The author has done a superb job of drawing on the thinking of others (e.g. Freeman Dyson, Esther’s father) in considering the deep deep implications for mankind of thinking in time (a title popularized, brilliantly, by Ernest May and Richard Neustadt of Harvard), while adding his own integrative and expanding ideas.

He joints Lee Kuan Yew, brilliant and decades-long grand-father of Asian prosperity and cohesiveness, in focusing on culture and the long-term importance of culture as the glue for patience and sound long-term decision-making. His focus on the key principles of longevity, maintainability, transparency, evolvability, and scalability harken back to his early days as the editor of the Whole Earth Review (and Catalog) and one comes away from this book feeling that Stewart Brand is indeed the “first pilot” of Spaceship Earth.
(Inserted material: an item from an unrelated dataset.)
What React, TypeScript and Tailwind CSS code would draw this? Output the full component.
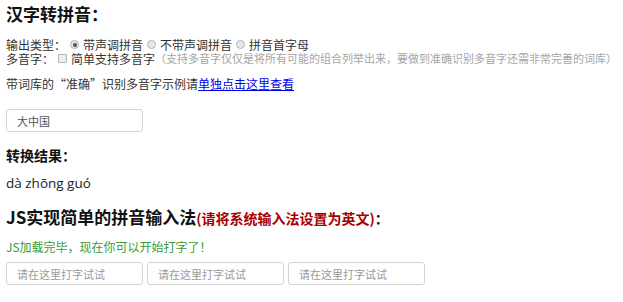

It is not possible and would be inappropriate to try to summarize all the brilliant insights in this work. From the ideas of others to his own, from the “Responsibility Record” to using history as a foundation for dealing with rapid change, to the ideas for a millenium library to the experienced comments on how to use scenarios to reach consensus among conflicted parties as to mutual interests in the longer-term future, this is–the word cannot be overused in this case–an extraordinary book from an extraordinary mind.

This book is essential reading for every citizen-voter-taxpayer, and ends with an idea for holding politicians accountable for the impact of their decisions on the future. First class, world class. This is the book that sets the stage for the history of the future.